Exercise directions: Quote, exactly, the line holding "Reproduce this table with HTML and CSS." and all lines after it to the end of the records below. Exclude pictures.

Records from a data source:

★ ★ ★ ★ ★ ★ ★

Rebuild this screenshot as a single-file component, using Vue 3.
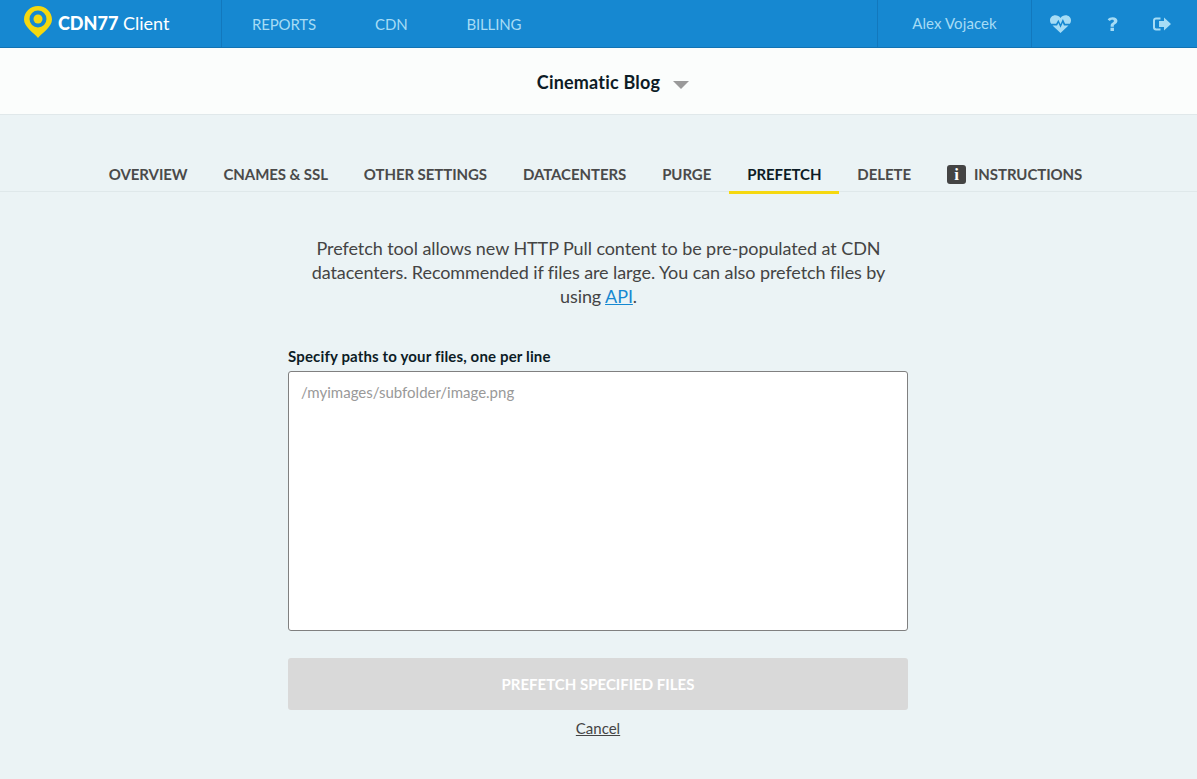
<template>
  <div class="page">
    <!-- Top bar -->
    <header class="topbar">
      <div class="brand">
        <svg class="logo" width="28" height="32" viewBox="0 0 28 32">
          <path fill="#f5d80f" fill-rule="evenodd" d="M14 32 C10 27 0 21 0 13.5 C0 6 6.3 0 14 0 C21.7 0 28 6 28 13.5 C28 21 18 27 14 32 Z M14 4.5 A8.5 8.5 0 1 0 14 21.5 A8.5 8.5 0 1 0 14 4.5 Z" />
          <circle cx="14" cy="13" r="4.5" fill="#f5d80f" />
        </svg>
        <span class="brand-name"><b>CDN77</b> Client</span>
      </div>
      <nav class="mainnav">
        <a v-for="item in mainNav" :key="item" class="mainnav-item">{{ item }}</a>
      </nav>
      <div class="user">Alex Vojacek</div>
      <div class="icons">
        <svg class="ico-heart" width="21" height="18" viewBox="0 0 22 20" preserveAspectRatio="none">
          <path fill="#a6dcf5" d="M11 20 L2.6 11.6 H7.4 L8.8 9 L11 14.2 L13.4 8.6 L14.6 11.6 H19.4 Z" />
          <path fill="#a6dcf5" d="M1.2 9.8 C0.4 8.6 0 7.4 0 6 C0 2.6 2.5 0.2 5.6 0.2 C7.8 0.2 9.8 1.4 11 3.2 C12.2 1.4 14.2 0.2 16.4 0.2 C19.5 0.2 22 2.6 22 6 C22 7.4 21.6 8.6 20.8 9.8 H15.8 L13.5 4.4 L11 10.2 L8.8 5.2 L6.4 9.8 Z" />
        </svg>
        <svg class="ico-help" width="11" height="14" viewBox="0 0 12 16" preserveAspectRatio="none">
          <path fill="#a6dcf5" d="M4 11 V9.6 C4 8 5 7.2 6 6.5 C6.9 5.9 7.5 5.4 7.5 4.6 C7.5 3.7 6.8 3.2 5.9 3.2 C4.8 3.2 3.8 3.8 3 4.7 L0.7 2.8 C2 1.1 3.8 0.2 6.2 0.2 C9.2 0.2 11.4 1.8 11.4 4.4 C11.4 6.3 10.3 7.3 9.1 8.1 C8.1 8.8 7.4 9.3 7.4 10.2 V11 Z M3.8 12.4 H7.6 V16 H3.8 Z" />
        </svg>
        <svg class="ico-exit" width="18" height="14" viewBox="0 0 18 14">
          <path fill="#a6dcf5" d="M11 0.6 L18 7 L11 13.4 V10 H6 V4 H11 Z" />
          <path fill="#a6dcf5" d="M3 0.5 H7.5 V2.5 H3.2 C2.5 2.5 2 3 2 3.7 V10.3 C2 11 2.5 11.5 3.2 11.5 H7.5 V13.5 H3 C1.3 13.5 0 12.2 0 10.5 V3.5 C0 1.8 1.3 0.5 3 0.5 Z" />
        </svg>
      </div>
    </header>

    <!-- CDN resource picker -->
    <div class="picker">
      <span class="picker-name">
        Cinematic Blog
        <span class="picker-arrow"></span>
      </span>
    </div>

    <!-- Tabs -->
    <div class="tabs">
      <a v-for="tab in tabs" :key="tab" class="tab" :class="{ active: tab === 'PREFETCH' }">
        <span v-if="tab === 'INSTRUCTIONS'" class="info-badge">i</span>{{ tab }}
      </a>
    </div>

    <!-- Prefetch form -->
    <main class="content">
      <p class="intro">
        Prefetch tool allows new HTTP Pull content to be pre-populated at CDN datacenters. Recommended if files are large. You can also prefetch files by using <a class="api-link">API</a>.
      </p>
      <form class="form" @submit.prevent>
        <label class="field-label" for="paths">Specify paths to your files, one per line</label>
        <textarea id="paths" class="paths" placeholder="/myimages/subfolder/image.png"></textarea>
        <button class="submit" type="button" disabled>PREFETCH SPECIFIED FILES</button>
        <a class="cancel">Cancel</a>
      </form>
    </main>
  </div>
</template>

<script setup>
const mainNav = ['REPORTS', 'CDN', 'BILLING'];

const tabs = ['OVERVIEW', 'CNAMES & SSL', 'OTHER SETTINGS', 'DATACENTERS', 'PURGE', 'PREFETCH', 'DELETE', 'INSTRUCTIONS'];
</script>

<style>
html, body {
  background: #ebf3f5;
}
</style>

<style scoped>
.page {
  min-height: 779px;
  background: #ebf3f5;
  font-family: Lato, "Open Sans", sans-serif;
  color: #444;
}

.topbar {
  display: flex;
  height: 47px;
  background: #1688d1;
  border-bottom: 1px solid #1273b3;
}

.brand {
  display: flex;
  align-items: center;
  width: 222px;
  padding-left: 24px;
  box-sizing: border-box;
  border-right: 1px solid #1278bd;
  color: #fff;
}

.logo {
  flex: none;
  margin-bottom: 3px;
}

.brand-name {
  margin-left: 6px;
  margin-bottom: 2px;
  font-size: 18px;
}

.brand-name b {
  font-weight: 900;
}

.mainnav {
  display: flex;
  flex: 1;
  align-items: center;
  padding-left: 30px;
}

.mainnav-item {
  font-size: 15px;
  letter-spacing: -0.15px;
  color: #a6dcf5;
  margin-right: 59px;
}

.user {
  width: 155px;
  box-sizing: border-box;
  display: flex;
  align-items: center;
  justify-content: center;
  padding-bottom: 2px;
  font-size: 15px;
  letter-spacing: 0.1px;
  color: #a6dcf5;
  border-left: 1px solid #1278bd;
  border-right: 1px solid #1278bd;
}

.icons {
  display: flex;
  align-items: center;
  width: 165px;
  padding-left: 18px;
  box-sizing: border-box;
}

.ico-help {
  margin-left: 36px;
}

.ico-exit {
  margin-left: 35px;
}

.picker {
  display: flex;
  align-items: center;
  justify-content: center;
  height: 66px;
  background: #fbfdfc;
  border-bottom: 1px solid #e0e8ea;
}

.picker-name {
  position: relative;
  margin-top: 2px;
  font-size: 18px;
  letter-spacing: 0.2px;
  font-weight: 700;
  color: #0d1c26;
}

/* arrow hangs off the name, the name itself stays centred */
.picker-arrow {
  position: absolute;
  top: 10px;
  right: -29px;
  width: 0;
  height: 0;
  border-left: 8px solid transparent;
  border-right: 8px solid transparent;
  border-top: 8px solid #9a9a9a;
}

.tabs {
  display: flex;
  justify-content: center;
  height: 51px;
  margin-top: 26px;
  padding-right: 6px;
  border-bottom: 1px solid #dfe8ea;
  box-sizing: border-box;
}

.tab {
  display: flex;
  align-items: center;
  height: 53px;
  box-sizing: border-box;
  padding: 15px 18px 0;
  font-size: 15px;
  letter-spacing: -0.08px;
  font-weight: 700;
  color: #4a4a4a;
  border-bottom: 3px solid transparent;
  white-space: nowrap;
}

.tab.active {
  color: #0d1c26;
  border-bottom-color: #f5d80f;
}

.info-badge {
  display: inline-block;
  width: 19px;
  height: 19px;
  margin-top: 2px;
  margin-right: 8px;
  border-radius: 3px;
  background: #444;
  color: #fff;
  font-family: "Liberation Serif", serif;
  font-size: 17px;
  font-weight: 700;
  line-height: 19px;
  text-align: center;
}

.content {
  display: flex;
  flex-direction: column;
  align-items: center;
  padding-top: 44px;
}

.intro {
  width: 600px;
  margin: 0;
  font-size: 18px;
  letter-spacing: -0.08px;
  line-height: 24px;
  text-align: center;
  color: #444;
}

.api-link {
  color: #1688d1;
  text-decoration: underline;
}

.form {
  display: flex;
  flex-direction: column;
  width: 620px;
  margin-top: 39px;
  margin-right: 1px;
}

.field-label {
  font-size: 15px;
  letter-spacing: 0.15px;
  font-weight: 700;
  line-height: 18px;
  color: #0d1c26;
  margin-bottom: 6px;
}

.paths {
  display: block;
  height: 260px;
  box-sizing: border-box;
  padding: 10px 12px;
  border: 1px solid #808080;
  border-radius: 3px;
  background: #fff;
  font-family: Lato, "Open Sans", sans-serif;
  font-size: 15px;
  line-height: 20px;
  resize: none;
  outline: none;
}

.paths::placeholder {
  color: #999;
  opacity: 1;
}

.submit {
  height: 52px;
  margin-top: 27px;
  border: 0;
  border-radius: 3px;
  background: #d9d9d9;
  color: #fff;
  font-family: Lato, "Open Sans", sans-serif;
  font-size: 15px;
  font-weight: 700;
}

.cancel {
  align-self: center;
  margin-top: 9px;
  font-size: 15px;
  line-height: 18px;
  color: #444;
  text-decoration: underline;
}
</style>
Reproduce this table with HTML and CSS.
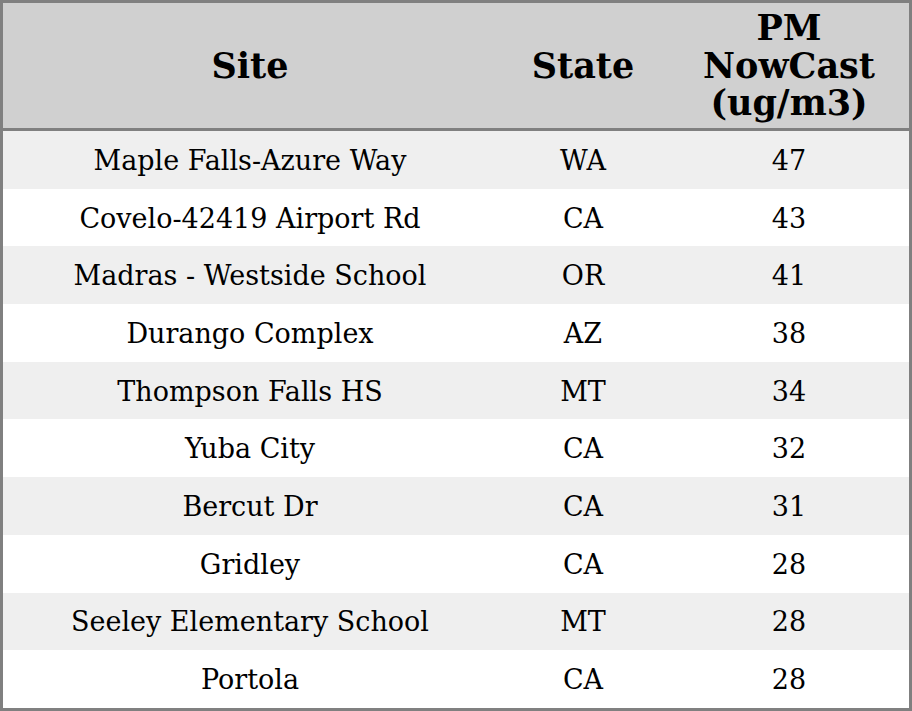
FILE: index.html
```html
<!DOCTYPE html>
<html>
<head>
<meta charset="utf-8">
<link rel="stylesheet" href="styles.css">
</head>
<body>
<table class="aq">
  <thead>
    <tr>
      <th class="c-site">Site</th>
      <th class="c-state">State</th>
      <th class="c-pm">PM<br>NowCast<br>(ug/m3)</th>
    </tr>
  </thead>
  <tbody>
    <tr><td>Maple Falls-Azure Way</td><td>WA</td><td>47</td></tr>
    <tr><td>Covelo-42419 Airport Rd</td><td>CA</td><td>43</td></tr>
    <tr><td>Madras - Westside School</td><td>OR</td><td>41</td></tr>
    <tr><td>Durango Complex</td><td>AZ</td><td>38</td></tr>
    <tr><td>Thompson Falls HS</td><td>MT</td><td>34</td></tr>
    <tr><td>Yuba City</td><td>CA</td><td>32</td></tr>
    <tr><td>Bercut Dr</td><td>CA</td><td>31</td></tr>
    <tr><td>Gridley</td><td>CA</td><td>28</td></tr>
    <tr><td>Seeley Elementary School</td><td>MT</td><td>28</td></tr>
    <tr><td>Portola</td><td>CA</td><td>28</td></tr>
  </tbody>
</table>
</body>
</html>
```
FILE: styles.css
```css
html, body {
  margin: 0;
  padding: 0;
  background: #ffffff;
}
.aq {
  width: 912px;
  border-collapse: separate;
  border-spacing: 0;
  border: 3px solid #808080;
  font-family: "DejaVu Serif", serif;
  color: #000;
  table-layout: fixed;
}
.aq th {
  background: #d0d0d0;
  font-weight: bold;
  font-size: 35px;
  line-height: 37.5px;
  padding: 6px 0 6.5px;
  border-bottom: 3px solid #808080;
  text-align: center;
  vertical-align: middle;
}
.c-site { width: 494px; }
.c-state { width: 172px; }
.c-pm { width: 240px; }
.aq tbody tr {
  height: 57.7px;
}
.aq td {
  font-size: 27px;
  line-height: 30px;
  padding: 2px 0 0;
  text-align: center;
  vertical-align: middle;
}
.aq tbody tr:nth-child(odd) td {
  background: #efefef;
}
```
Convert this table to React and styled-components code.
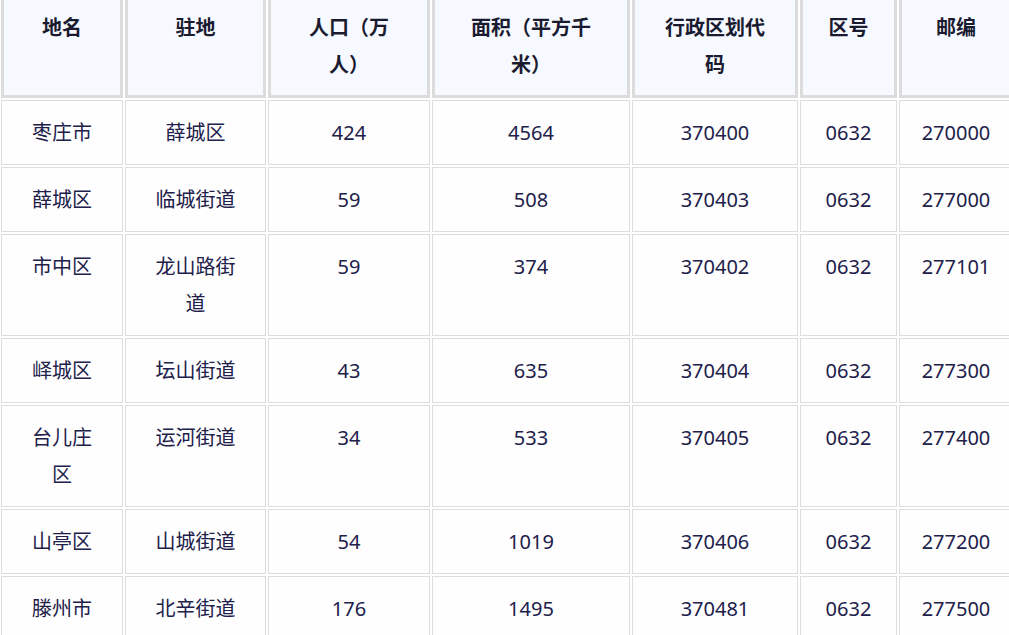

★ ★ ★ ★ ★ ★ ★

Task solution:
Reproduce this table with HTML and CSS.
FILE: index.html
```html
<!DOCTYPE html>
<html>
<head>
<meta charset="utf-8">
<link rel="stylesheet" href="styles.css">
</head>
<body>
<table class="aq">
  <thead>
    <tr>
      <th class="c-site">Site</th>
      <th class="c-state">State</th>
      <th class="c-pm">PM<br>NowCast<br>(ug/m3)</th>
    </tr>
  </thead>
  <tbody>
    <tr><td>Maple Falls-Azure Way</td><td>WA</td><td>47</td></tr>
    <tr><td>Covelo-42419 Airport Rd</td><td>CA</td><td>43</td></tr>
    <tr><td>Madras - Westside School</td><td>OR</td><td>41</td></tr>
    <tr><td>Durango Complex</td><td>AZ</td><td>38</td></tr>
    <tr><td>Thompson Falls HS</td><td>MT</td><td>34</td></tr>
    <tr><td>Yuba City</td><td>CA</td><td>32</td></tr>
    <tr><td>Bercut Dr</td><td>CA</td><td>31</td></tr>
    <tr><td>Gridley</td><td>CA</td><td>28</td></tr>
    <tr><td>Seeley Elementary School</td><td>MT</td><td>28</td></tr>
    <tr><td>Portola</td><td>CA</td><td>28</td></tr>
  </tbody>
</table>
</body>
</html>
```
FILE: styles.css
```css
html, body {
  margin: 0;
  padding: 0;
  background: #ffffff;
}
.aq {
  width: 912px;
  border-collapse: separate;
  border-spacing: 0;
  border: 3px solid #808080;
  font-family: "DejaVu Serif", serif;
  color: #000;
  table-layout: fixed;
}
.aq th {
  background: #d0d0d0;
  font-weight: bold;
  font-size: 35px;
  line-height: 37.5px;
  padding: 6px 0 6.5px;
  border-bottom: 3px solid #808080;
  text-align: center;
  vertical-align: middle;
}
.c-site { width: 494px; }
.c-state { width: 172px; }
.c-pm { width: 240px; }
.aq tbody tr {
  height: 57.7px;
}
.aq td {
  font-size: 27px;
  line-height: 30px;
  padding: 2px 0 0;
  text-align: center;
  vertical-align: middle;
}
.aq tbody tr:nth-child(odd) td {
  background: #efefef;
}
```
Convert this table to React and styled-components code.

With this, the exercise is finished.